Gòl·lum wrote:Apparently, people do this because they think a language is just a bunch of grammar/syntax rules, vocabulary and sounds. However, you can't really learn a language without being immersed in the culture where it belongs, because there's a lot of slang, idioms, songs, proverbs that relate to the way the people of that culture live and their history. So does it make much sense to start learning, let's say, Japanese, if you don't plan to live in Japan? Is it possible to learn Navajo without spending a significant amount of your life living with and like the people of the Navajo tribe?
I am not sure if that would be possible in case of Japanese or Navajo, but it is certainly possible in case of languages that are widely used as lingua francas.
In fact, a debate along similar lines rages on in African and Asian countries that were colonised by European powers during the 19th and 20th centuries. On the one end of spectrum are people like Leopold Sedar Senghor and Chinua Achebe. Their stance is summarized in an essay Chinua Achebe wrote in 1962. In The African Writer and the English Language, Achebe urges his fellow English-speaking writers to fashion "an English which is at once universal and able to carry his [sic] peculiar experience."

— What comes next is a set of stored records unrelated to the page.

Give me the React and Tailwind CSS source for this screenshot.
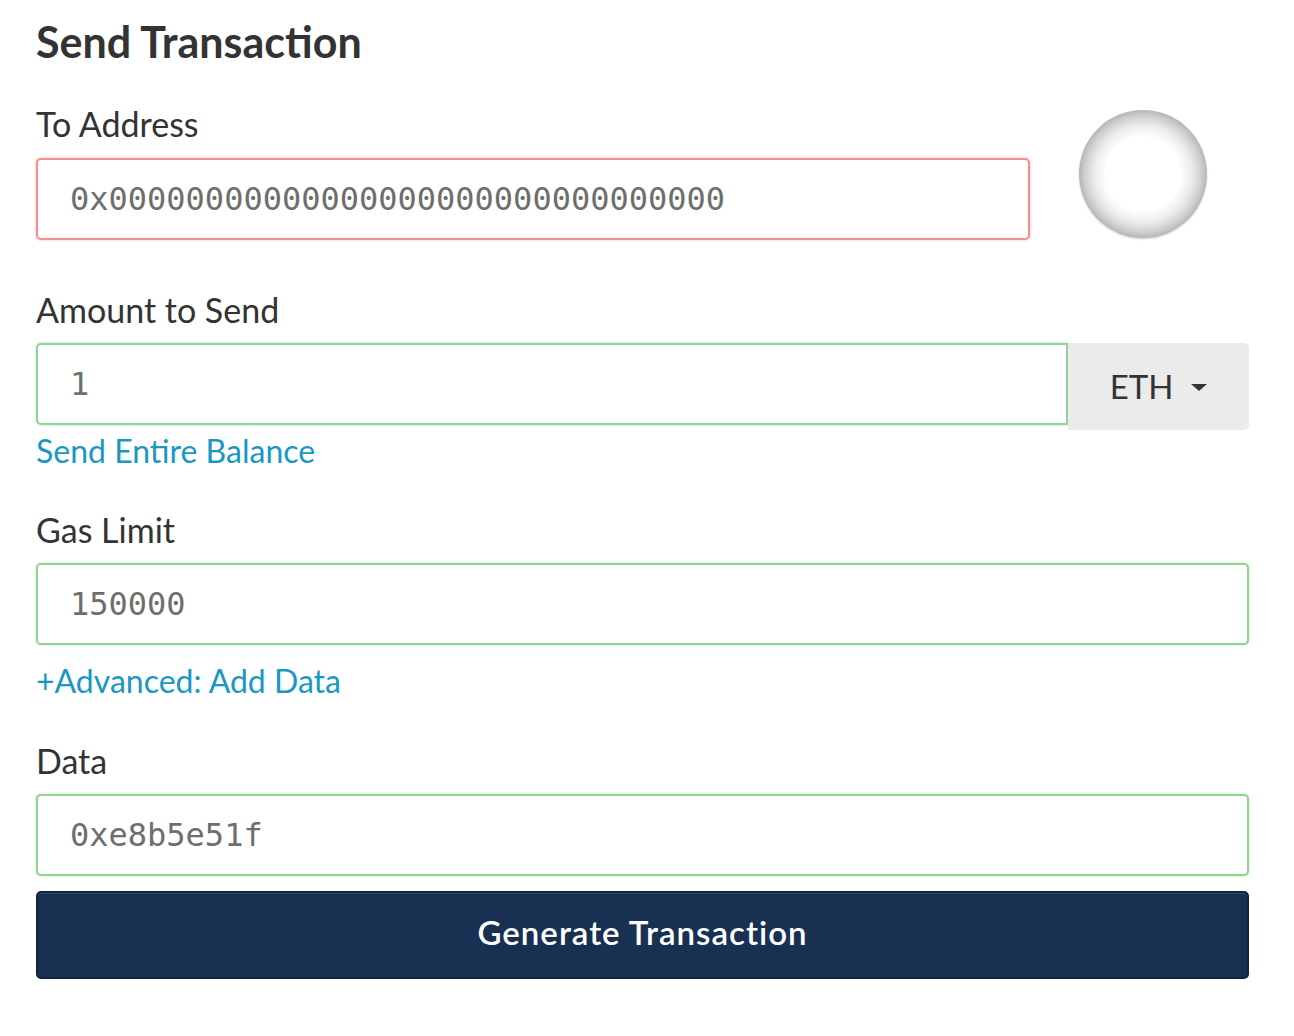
import React from 'react';

const Label = ({ children, className = '' }) => (
  <label className={`block text-[34px] leading-[33px] text-[#333] ${className}`}>{children}</label>
);

const Field = ({ value, tone = 'green', className = '' }) => {
  const border = tone === 'red'
    ? 'border-[#f4908b] shadow-[0_0_3px_rgba(244,144,139,0.6)]'
    : 'border-[#8fd48f] shadow-[0_0_3px_rgba(143,212,143,0.6)]';
  return (
    <div className={`h-[82px] flex items-center px-[32px] border-2 rounded-[5px] bg-white ${border} ${className}`}>
      <span className="font-['DejaVu_Sans_Mono',monospace] text-[32px] text-[#6e6e6e] leading-none">{value}</span>
    </div>
  );
};

const LinkText = ({ children, className = '' }) => (
  <a className={`block text-[32px] leading-[33px] text-[#1a97c3] cursor-pointer ${className}`}>{children}</a>
);

export default function App() {
  return (
    <div className="bg-white min-h-[1036px] font-['Lato',sans-serif]">
      <div className="w-[1249px] pl-[36px] pt-[21px]">
        <h1 className="text-[43px] leading-[42px] font-bold text-[#333]">Send Transaction</h1>

        {/* To Address */}
        <div className="flex items-start mt-[44px]">
          <div className="w-[994px]">
            <Label>To Address</Label>
            <Field value="0x00000000000000000000000000000000" tone="red" className="mt-[18px]" />
          </div>
          {/* identicon placeholder */}
          <div className="ml-[49px] mt-[3px] w-[128px] h-[128px] rounded-full bg-[radial-gradient(circle_closest-side_at_50%_50%,#ffffff_58%,#ececec_76%,#cdcdcd_92%,#b5b5b5_100%)] shadow-[0_1px_2px_rgba(0,0,0,0.2)]" />
        </div>

        {/* Amount */}
        <Label className="mt-[53px]">Amount to Send</Label>
        <div className="flex items-start mt-[17px]">
          <Field value="1" className="flex-1 rounded-r-none" />
          <button className="w-[181px] h-[87px] bg-[#ebebeb] rounded-r-[5px] flex items-center justify-center gap-[18px] text-[33px] text-[#333]">
            <span>ETH</span>
            <span className="w-0 h-0 border-l-[8px] border-r-[8px] border-t-[7px] border-l-transparent border-r-transparent border-t-[#333] mt-[2px]" />
          </button>
        </div>
        <LinkText className="mt-[4px]">Send Entire Balance</LinkText>

        {/* Gas */}
        <Label className="mt-[46px]">Gas Limit</Label>
        <Field value="150000" className="mt-[17px]" />
        <LinkText className="mt-[19px]">+Advanced: Add Data</LinkText>

        {/* Data */}
        <Label className="mt-[47px]">Data</Label>
        <Field value="0xe8b5e51f" className="mt-[17px]" />

        <button className="mt-[15px] w-full h-[88px] pb-[5px] bg-[#183153] border-2 border-[#10243d] rounded-[5px] text-white text-[33px] font-semibold tracking-[1px] shadow-[inset_0_1px_0_rgba(255,255,255,0.12)]">
          Generate Transaction
        </button>
      </div>
    </div>
  );
}
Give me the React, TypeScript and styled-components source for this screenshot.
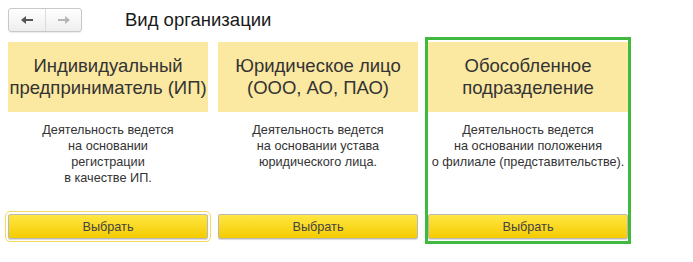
import styled, { createGlobalStyle } from "styled-components";

const GlobalStyle = createGlobalStyle`
    html, body {
        margin: 0;
        padding: 0;
        background: #ffffff;
    }
    body {
        font-family: "Liberation Sans", Arial, sans-serif;
        color: #333333;
    }
`

const Page = styled.div`
    display: flex;
    flex-direction: column;
    gap: 5px;
    padding: 8px 0 0 5px;
`

const TopBar = styled.div`
    display: flex;
    align-items: center;
    padding-left: 3px;
    height: 24px;
`

const NavGroup = styled.div`
    display: flex;
    height: 24px;
    border: 1px solid #c8c8c8;
    border-radius: 3px;
    box-sizing: border-box;
    background: linear-gradient(#ffffff, #eeeeee);
    box-shadow: 0 1px 1px rgba(0, 0, 0, 0.08);
    overflow: hidden;
`

const NavButton = styled.button<{ $divider?: boolean }>`
    width: 36px;
    height: 100%;
    padding: 0;
    border: none;
    border-left: ${p => (p.$divider ? "1px solid #dcdcdc" : "none")};
    background: transparent;
    display: flex;
    align-items: center;
    justify-content: center;
    cursor: pointer;
`

const Title = styled.h1`
    margin: 0 0 0 43px;
    font-size: 18.5px;
    font-weight: 400;
    color: #1a1a1a;
    line-height: 1;
`

const CardRow = styled.div`
    display: flex;
    gap: 4px;
`

const Card = styled.div<{ $selected?: boolean }>`
    display: flex;
    flex-direction: column;
    width: 200px;
    height: 199px;
    padding-top: 2px;
    box-sizing: content-box;
    border: 3px solid ${p => (p.$selected ? "#3fba3f" : "transparent")};
`

const CardHeader = styled.div`
    height: 70px;
    flex-shrink: 0;
    background: #fbe8a1;
    display: flex;
    flex-direction: column;
    align-items: center;
    justify-content: center;
    text-align: center;
    white-space: nowrap;
    font-size: 18.5px;
    line-height: 22px;
    color: #333333;
`

const Description = styled.div`
    margin-top: 10px;
    text-align: center;
    font-size: 12.7px;
    line-height: 16px;
    color: #333333;
`

const ChooseButton = styled.button<{ $focused?: boolean }>`
    margin-top: auto;
    margin-bottom: 2px;
    height: 25px;
    width: 100%;
    border: 1px solid #b9b9b9;
    border-radius: 2px;
    background: linear-gradient(#ffe644, #f5cc00);
    box-shadow: 0 1px 1px rgba(0, 0, 0, 0.15);
    font-family: "Liberation Sans", Arial, sans-serif;
    font-size: 12.7px;
    color: #444444;
    cursor: pointer;
    outline: ${p => (p.$focused ? "1px solid #f5d85e" : "none")};
    outline-offset: 2px;
`

function Arrow({ dir, color }: { dir: "left" | "right"; color: string }) {
    return (
        <svg width="12" height="8" viewBox="0 0 12 8">
            <g transform={dir === "right" ? "translate(12 0) scale(-1 1)" : undefined}>
                <path d="M0 4 L5 0 L5 3 L12 3 L12 5 L5 5 L5 8 Z" fill={color} />
            </g>
        </svg>
    )
}

const cards = [
    {
        title: ["Индивидуальный", "предприниматель (ИП)"],
        text: ["Деятельность ведется", "на основании", "регистрации", "в качестве ИП."],
        focused: true,
    },
    {
        title: ["Юридическое лицо", "(ООО, АО, ПАО)"],
        text: ["Деятельность ведется", "на основании устава", "юридического лица."],
    },
    {
        title: ["Обособленное", "подразделение"],
        text: ["Деятельность ведется", "на основании положения", "о филиале (представительстве)."],
        selected: true,
    },
]

export default function App() {
    return (
        <>
            <GlobalStyle />
            <Page>
                <TopBar>
                    <NavGroup>
                        <NavButton><Arrow dir="left" color="#555555" /></NavButton>
                        <NavButton $divider><Arrow dir="right" color="#b5b5b5" /></NavButton>
                    </NavGroup>
                    <Title>Вид организации</Title>
                </TopBar>
                <CardRow>
                    {cards.map((c, i) => (
                        <Card key={i} $selected={c.selected}>
                            <CardHeader>
                                {c.title.map((t, j) => <div key={j}>{t}</div>)}
                            </CardHeader>
                            <Description>
                                {c.text.map((t, j) => <div key={j}>{t}</div>)}
                            </Description>
                            <ChooseButton $focused={c.focused}>Выбрать</ChooseButton>
                        </Card>
                    ))}
                </CardRow>
            </Page>
        </>
    )
}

Clearly, neither Achebe nor Senghor loved their colonisers, but they were confident that they could adopt their colonisers' languages and make them their own. Or, to answer Gol-lum's question, yes, it is possible to separate a culture from a language if you are merely going to use the language as a tool.
People have been doing that for millennia. Sumerian was the language of the learned people long after Sumer ceased to exist. Classical Chinese was widely used by the Japanese, Koreans, and Vietnamese; although that did not mean they were in awe of the Tang, Song, Ming, Qing, or another Chinese dynasty. Newton wrote the Principia Mathematica in Latin. He was a great scientist, but I doubt that he was enamoured of the Romans.
P.S. I think it might be possible in case of national languages as well. A Japanese novelist Minae Mizumura divides languages into three categories:
1. English
2. Developed national languages (Spanish, French, Russian, Japanese, German, Chinese, and others)
3. Regional languages (Punjabi, Pashto, Navajob, Zulu, and others)
Someone does not have to be a fan of anime to be fluent in Japanese. But someone has to have an interest in the culture of regional languages to learn them.